In the midst of challenges to fight corruption in the country, President Ellen Johnson Sirleaf has reminded public officials along with presidential and representative aspirants to declare their assets and liabilities.
Reminding public officials Friday at the opening session of Local Control and Accountability Plan (LCAP) assets declaration training at a local hotel in Monrovia, President Sirleaf called on the three branches of government and aspirants in the October 10, 2017 elections to declare their assets and liabilities on or before the 28th of July this year.
“I therefore call upon the national legislature, the speaker, pro tempore and the chief justice to make sure that all the concerned officials of your honorable entities issue their declaration of assets,” President Sirleaf informed the gathering.
She indicated the process to declare assets and liabilities is not a privilege but it is the law of the land.
“This is not a privilege, it is the law. I call upon presidential aspirants and presidential appointees and other public officials particularly those that are subject to incur accusations to consider public disclosure of declaration of assets and liabilities.”
“I call on all those concerned to declare their assets to ensure that they are in full compliance by the 28th of July 2017 which I understand is the deadline for established by the LACC,” President Sirleaf warned.
She emphasized that Liberians come together to begin the process it is important to show to development partners the country’s commitment to the implementation of the code of conduct in the interest of good governance and the fight against corruption.
According to her, the essence of the training is to bring attention to a fundamental requirement of accountability in public service.
“The declaration of assets and liabilities is new to Liberia, and I am proud that similar to many financial instruments, this has been introduced by our government,” she maintained.
The President further added that in 2012 an executive order was issued to impose this requirement on all officials of the executive branch of government.
She said in June 2014, the legislature extended this requirement to all three branches of government thereby requiring accountability from all those managing or benefiting from public resources.
“Our country is not direct of laws, policies and strategies that meet international standards. The declaration of assets is just one of the many.
The problem is that we give little respect to the enforcement of these laws and the implementation of related policies and programs.”
She admonished participants to ensure that the sensitizing gathering results to a change of attitude and action on the part of those responsible to comply with or enforce the asset declaration.

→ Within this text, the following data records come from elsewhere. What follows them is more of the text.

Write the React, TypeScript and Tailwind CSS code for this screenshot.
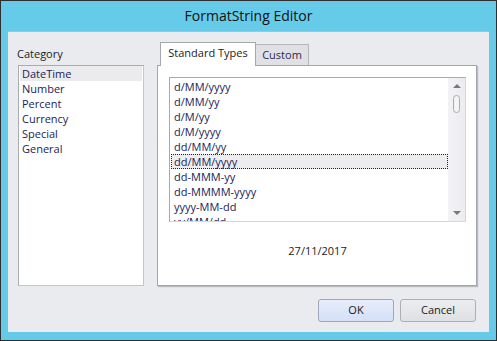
const categories = ['DateTime', 'Number', 'Percent', 'Currency', 'Special', 'General'];

const formats = [
  'd/MM/yyyy',
  'd/MM/yy',
  'd/M/yy',
  'd/M/yyyy',
  'dd/MM/yy',
  'dd/MM/yyyy',
  'dd-MMM-yy',
  'dd-MMMM-yyyy',
  'yyyy-MM-dd',
  'yy/MM/dd',
];

export default function App() {
  return (
    <div
      className="w-[497px] h-[341px] bg-[#65cbe9] border border-[#2e2e2e] flex flex-col text-[11px] text-[#1b1b1b]"
      style={{ fontFamily: '"Open Sans", "Noto Sans", sans-serif' }}
    >
      <div className="h-[30px] flex items-center justify-center text-[14px] text-[#111] pb-[1px]">
        FormatString Editor
      </div>

      <div className="mx-[7px] h-[301px] bg-[#eaebef] border-t border-[#a8c0d0] flex flex-col">
        <div className="flex mt-[11px] h-[243px]">
          {/* category list */}
          <div className="ml-[10px] w-[126px] flex flex-col">
            <div className="h-[22px] pt-[3px] leading-[16px] -ml-[1px]">Category</div>
            <div className="flex-1 bg-white border border-[#c4c6cc] border-t-[#a9abb2] border-l-[#a9abb2] px-[1px]">
              {categories.map((c, i) => (
                <div
                  key={c}
                  className={`h-[15px] leading-[15px] pl-[2px] text-[#1c1c58] ${i === 0 ? 'bg-[#ebebed]' : ''}`}
                >
                  {c}
                </div>
              ))}
            </div>
          </div>

          {/* tabs */}
          <div className="ml-[13px] w-[321px] flex flex-col">
            <div className="h-[22px] flex items-end pl-[3px]">
              <div className="relative z-10 h-[24px] -mb-[1px] w-[96px] bg-white border border-b-0 border-[#a5a7ae] flex items-center justify-center pb-[2px]">
                Standard Types
              </div>
              <div className="h-[21px] w-[53px] bg-[#e0e1e5] border border-l-0 border-b-0 border-[#b5b7bd] flex items-center justify-center text-[#2a2a50] pt-[1px]">
                Custom
              </div>
            </div>
            <div className="h-[221px] w-[320px] bg-white border border-[#a3a5ac] shadow-[1px_1px_1px_#b8bac0] pt-[11px] pl-[11px] pr-[10px] flex flex-col">
              <div className="h-[145px] border border-[#a8aab2] border-r-[#d6d7dc] border-b-[#d6d7dc] flex">
                <div className="flex-1 overflow-hidden pt-[1px] pl-[1px]">
                  {formats.map((f, i) => (
                    <div
                      key={f}
                      className={`h-[15px] leading-[15px] pl-[3px] text-[#1c1c58] ${
                        i === 5 ? 'bg-[#ededef] outline-1 outline-dotted outline-[#222] -outline-offset-1' : ''
                      }`}
                    >
                      {f}
                    </div>
                  ))}
                </div>
                <div className="w-[17px] bg-[linear-gradient(to_right,#f3f3f6,#ececf0)] flex flex-col items-center pt-[6px] pb-[6px]">
                  <div className="w-0 h-0 border-l-[4px] border-r-[4px] border-b-[4px] border-l-transparent border-r-transparent border-b-[#77787e]" />
                  <div className="mt-[7px] w-[7px] h-[18px] rounded-[4px] border border-[#a8aab2] bg-[#f4f4f6]" />
                  <div className="flex-1" />
                  <div className="w-0 h-0 border-l-[4px] border-r-[4px] border-t-[4px] border-l-transparent border-r-transparent border-t-[#77787e]" />
                </div>
              </div>
              <div className="flex-1 flex items-center justify-center pb-[4px] text-[#1b1b1b]">27/11/2017</div>
            </div>
          </div>
        </div>

        <div className="flex justify-end gap-[6px] mt-[13px] mr-[13px]">
          <button className="w-[76px] h-[23px] rounded-[3px] border border-[#9fa7bf] bg-[linear-gradient(#e6edfb,#d5e0f7)] text-[#1b1b1b]">
            OK
          </button>
          <button className="w-[76px] h-[23px] rounded-[3px] border border-[#adafb5] bg-[linear-gradient(#ededef,#dfe0e3)] text-[#1b1b1b]">
            Cancel
          </button>
        </div>
      </div>
    </div>
  );
}
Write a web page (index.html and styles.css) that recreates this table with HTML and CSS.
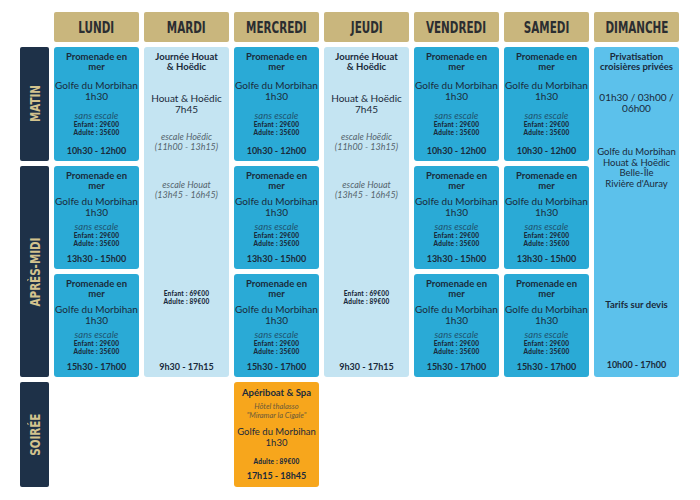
FILE: index.html
```html
<!DOCTYPE html>
<html lang="fr">
<head>
<meta charset="utf-8">
<title>Planning</title>
<link rel="stylesheet" href="styles.css">
</head>
<body>
<div class="planning">
  <div class="corner"></div>
  <div class="day"><span>LUNDI</span></div>
  <div class="day"><span>MARDI</span></div>
  <div class="day"><span>MERCREDI</span></div>
  <div class="day"><span>JEUDI</span></div>
  <div class="day"><span>VENDREDI</span></div>
  <div class="day"><span>SAMEDI</span></div>
  <div class="day"><span>DIMANCHE</span></div>

  <div class="period r1"><span>MATIN</span></div>
  <div class="period r2 span2"><span>APRÈS-MIDI</span></div>
  <div class="period r4"><span>SOIRÉE</span></div>

  <!-- MATIN -->
  <div class="cell promo c1 r1">
    <div class="ttl">Promenade en<br>mer</div>
    <div class="place">Golfe du Morbihan<br>1h30</div>
    <div class="esc"><div class="it">sans escale</div><div class="price">Enfant : 29€00<br>Adulte : 35€00</div></div>
    <div class="time">10h30 - 12h00</div>
  </div>
  <div class="cell day-trip c2 r1 span3">
    <div class="ttl">Journée Houat<br>&amp; Hoëdic</div>
    <div class="place dt-place">Houat &amp; Hoëdic<br>7h45</div>
    <div class="it dt-esc1">escale Hoëdic<br>(11h00 - 13h15)</div>
    <div class="it dt-esc2">escale Houat<br>(13h45 - 16h45)</div>
    <div class="price dt-price">Enfant : 69€00<br>Adulte : 89€00</div>
    <div class="time dt-time">9h30 - 17h15</div>
  </div>
  <div class="cell promo c3 r1">
    <div class="ttl">Promenade en<br>mer</div>
    <div class="place">Golfe du Morbihan<br>1h30</div>
    <div class="esc"><div class="it">sans escale</div><div class="price">Enfant : 29€00<br>Adulte : 35€00</div></div>
    <div class="time">10h30 - 12h00</div>
  </div>
  <div class="cell day-trip c4 r1 span3">
    <div class="ttl">Journée Houat<br>&amp; Hoëdic</div>
    <div class="place dt-place">Houat &amp; Hoëdic<br>7h45</div>
    <div class="it dt-esc1">escale Hoëdic<br>(11h00 - 13h15)</div>
    <div class="it dt-esc2">escale Houat<br>(13h45 - 16h45)</div>
    <div class="price dt-price">Enfant : 69€00<br>Adulte : 89€00</div>
    <div class="time dt-time">9h30 - 17h15</div>
  </div>
  <div class="cell promo c5 r1">
    <div class="ttl">Promenade en<br>mer</div>
    <div class="place">Golfe du Morbihan<br>1h30</div>
    <div class="esc"><div class="it">sans escale</div><div class="price">Enfant : 29€00<br>Adulte : 35€00</div></div>
    <div class="time">10h30 - 12h00</div>
  </div>
  <div class="cell promo c6 r1">
    <div class="ttl">Promenade en<br>mer</div>
    <div class="place">Golfe du Morbihan<br>1h30</div>
    <div class="esc"><div class="it">sans escale</div><div class="price">Enfant : 29€00<br>Adulte : 35€00</div></div>
    <div class="time">10h30 - 12h00</div>
  </div>
  <div class="cell private c7 r1 span3">
    <div class="ttl">Privatisation<br>croisières privées</div>
    <div class="place pv-dur">01h30 / 03h00 /<br>06h00</div>
    <div class="place pv-places">Golfe du Morbihan<br>Houat &amp; Hoëdic<br>Belle-Île<br>Rivière d'Auray</div>
    <div class="ttl pv-tarif">Tarifs sur devis</div>
    <div class="time pv-time">10h00 - 17h00</div>
  </div>

  <!-- APRES-MIDI 1 -->
  <div class="cell promo c1 r2">
    <div class="ttl">Promenade en<br>mer</div>
    <div class="place">Golfe du Morbihan<br>1h30</div>
    <div class="esc"><div class="it">sans escale</div><div class="price">Enfant : 29€00<br>Adulte : 35€00</div></div>
    <div class="time">13h30 - 15h00</div>
  </div>
  <div class="cell promo c3 r2">
    <div class="ttl">Promenade en<br>mer</div>
    <div class="place">Golfe du Morbihan<br>1h30</div>
    <div class="esc"><div class="it">sans escale</div><div class="price">Enfant : 29€00<br>Adulte : 35€00</div></div>
    <div class="time">13h30 - 15h00</div>
  </div>
  <div class="cell promo c5 r2">
    <div class="ttl">Promenade en<br>mer</div>
    <div class="place">Golfe du Morbihan<br>1h30</div>
    <div class="esc"><div class="it">sans escale</div><div class="price">Enfant : 29€00<br>Adulte : 35€00</div></div>
    <div class="time">13h30 - 15h00</div>
  </div>
  <div class="cell promo c6 r2">
    <div class="ttl">Promenade en<br>mer</div>
    <div class="place">Golfe du Morbihan<br>1h30</div>
    <div class="esc"><div class="it">sans escale</div><div class="price">Enfant : 29€00<br>Adulte : 35€00</div></div>
    <div class="time">13h30 - 15h00</div>
  </div>

  <!-- APRES-MIDI 2 -->
  <div class="cell promo c1 r3">
    <div class="ttl">Promenade en<br>mer</div>
    <div class="place">Golfe du Morbihan<br>1h30</div>
    <div class="esc"><div class="it">sans escale</div><div class="price">Enfant : 29€00<br>Adulte : 35€00</div></div>
    <div class="time">15h30 - 17h00</div>
  </div>
  <div class="cell promo c3 r3">
    <div class="ttl">Promenade en<br>mer</div>
    <div class="place">Golfe du Morbihan<br>1h30</div>
    <div class="esc"><div class="it">sans escale</div><div class="price">Enfant : 29€00<br>Adulte : 35€00</div></div>
    <div class="time">15h30 - 17h00</div>
  </div>
  <div class="cell promo c5 r3">
    <div class="ttl">Promenade en<br>mer</div>
    <div class="place">Golfe du Morbihan<br>1h30</div>
    <div class="esc"><div class="it">sans escale</div><div class="price">Enfant : 29€00<br>Adulte : 35€00</div></div>
    <div class="time">15h30 - 17h00</div>
  </div>
  <div class="cell promo c6 r3">
    <div class="ttl">Promenade en<br>mer</div>
    <div class="place">Golfe du Morbihan<br>1h30</div>
    <div class="esc"><div class="it">sans escale</div><div class="price">Enfant : 29€00<br>Adulte : 35€00</div></div>
    <div class="time">15h30 - 17h00</div>
  </div>

  <!-- SOIREE -->
  <div class="cell spa c3 r4">
    <div class="ttl">Apériboat &amp; Spa</div>
    <div class="it spa-hotel">Hôtel thalasso<br>"Miramar la Cigale"</div>
    <div class="place spa-place">Golfe du Morbihan<br>1h30</div>
    <div class="price spa-price">Adulte : 89€00</div>
    <div class="time spa-time">17h15 - 18h45</div>
  </div>
</div>
</body>
</html>
```

FILE: styles.css
```css
body {
  margin: 0;
  background: #ffffff;
  font-family: Lato, "Noto Sans", sans-serif;
  color: #1a2a3b;
}

.planning {
  display: grid;
  grid-template-columns: 29px repeat(7, 85px);
  grid-template-rows: 30px 114px 103px 103px 105px;
  gap: 5px;
  margin: 12px 0 0 20px;
}

.day {
  background: #c9b67d;
  border-radius: 2px;
  display: flex;
  align-items: center;
  justify-content: center;
  padding-top: 1px;
}
.day span {
  display: inline-block;
  transform: scaleX(0.77);
  font-family: "DejaVu Sans Condensed", "DejaVu Sans", sans-serif;
  font-weight: 700;
  font-size: 15px;
  color: #2b2d31;
  white-space: nowrap;
}

.period {
  grid-column: 1;
  background: #1e3148;
  border-radius: 2px;
  display: flex;
  align-items: center;
  justify-content: center;
}
.period span {
  writing-mode: vertical-rl;
  transform: rotate(180deg) scaleY(0.82);
  font-family: "DejaVu Sans Condensed", "DejaVu Sans", sans-serif;
  font-weight: 700;
  font-size: 14px;
  color: #d3c38e;
  white-space: nowrap;
}

.c1 { grid-column: 2; }
.c2 { grid-column: 3; }
.c3 { grid-column: 4; }
.c4 { grid-column: 5; }
.c5 { grid-column: 6; }
.c6 { grid-column: 7; }
.c7 { grid-column: 8; }
.r1 { grid-row: 2; }
.r2 { grid-row: 3; }
.r3 { grid-row: 4; }
.r4 { grid-row: 5; }
.r1.span3 { grid-row: 2 / span 3; }
.r2.span2 { grid-row: 3 / span 2; }

.cell {
  border-radius: 3px;
  text-align: center;
  display: flex;
  flex-direction: column;
  padding: 5px 0;
  white-space: nowrap;
}

.ttl { font-weight: 700; font-size: 9.5px; line-height: 10px; }
.place { font-size: 10px; line-height: 11px; }
.it { font-style: italic; font-size: 9.5px; line-height: 10px; color: #1f5470; }
.price { font-weight: 900; font-size: 6.5px; line-height: 8px; letter-spacing: 0.2px; }
.time { font-weight: 700; font-size: 9px; line-height: 11px; }

.promo {
  background: #2aaad6;
  justify-content: space-between;
}

.day-trip { background: #c4e4f2; }
.day-trip .it { color: #56646e; font-size: 9px; }
.dt-place { margin-top: 21px; }
.dt-esc1 { margin-top: 17px; }
.dt-esc2 { margin-top: 28px; }
.dt-price { margin-top: 90px; }
.dt-time { margin-top: 55px; }

.private { background: #5cc1eb; }
.pv-dur { margin-top: 20px; }
.pv-places { margin-top: 33px; font-size: 9.5px; line-height: 10.5px; }
.pv-tarif { margin-top: 111px; }
.pv-time { margin-top: 49px; }

.spa { background: #f7a61c; padding-top: 6px; }
.spa .it { color: #6b5a3a; font-size: 7.5px; line-height: 8.5px; }
.spa-hotel { margin-top: 5px; }
.spa-place { margin-top: 7px; line-height: 10.5px; font-size: 9.5px; }
.spa-price { margin-top: 10px; }
.spa-time { margin-top: 4px; }
```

Commenting on related issues, she added that it has been three years since members of the LACC were commissioned into office, five years since the executive order was, three years since the code of conduct went into effect and as such, more has been expected and is expected of the LACC if there is going to be progress.

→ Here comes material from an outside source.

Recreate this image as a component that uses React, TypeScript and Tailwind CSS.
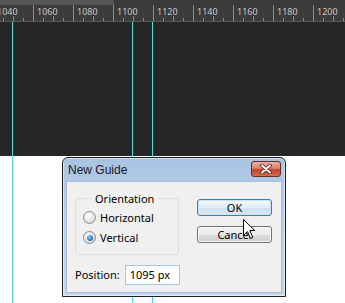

The president also pointed out that investigation of asset declaration is called for in Section 10.2 of the code. “This can be done on a random basis focusing particularly on those who manage or benefit significantly from public resources. There is also need for more guidance on implementation of the code.”
“I know you already recognized that there are some questions that need to be answered. Who are those to declare, to whom shall the declaration be made, which entities are the rightful custodians of the declaration? What is the deadline for the issuance of the declaration, what are the penalties for failure to declare? The code of conduct does not respond to these issues, so LACC should have assumed the responsibility.”
She recently led the process by declaring her assets and liabilities to the public.
“I made a decision and released to the public my assets and liabilities including her personal income tax returns in filing done in respect of my personal discipline and requirement of the LRA,” she said.
In a remark, World Bank Liberia Country Manager Larisa Leshchenko said asset declaration is key fighting corruption and it is an important aspect transparency and a system of good governance.
“A good asset declaration system can play two important roles within a broader framework of good governance-prevention and enforcement,” Madam Larisa Leshchenko added.
According to her, asset disclosure by public officials provides law enforcement with the information and evidence for the prevention, investigation and prosecution of corruption, illicit enrichment and tax crimes, and it also gives the citizens the information they need to hold public officials accountable for their actions.
Also speaking, the US Ambassador Christine Elder said coming together at such forum to discuss asset and liability declarations by public officials means that Liberians are affirming tjheir commitment to protect the country`s interest by discussing mechanisms to deter the misuse of public funds.
“Asset declaration fosters public sector transparency and increase citizens` trust in public administration. Asset declaration directly assists the prevention, identification, and recovery of stolen assets internationally and domestically. It is an important step in the fight against corruption,” the US diplomat maintained.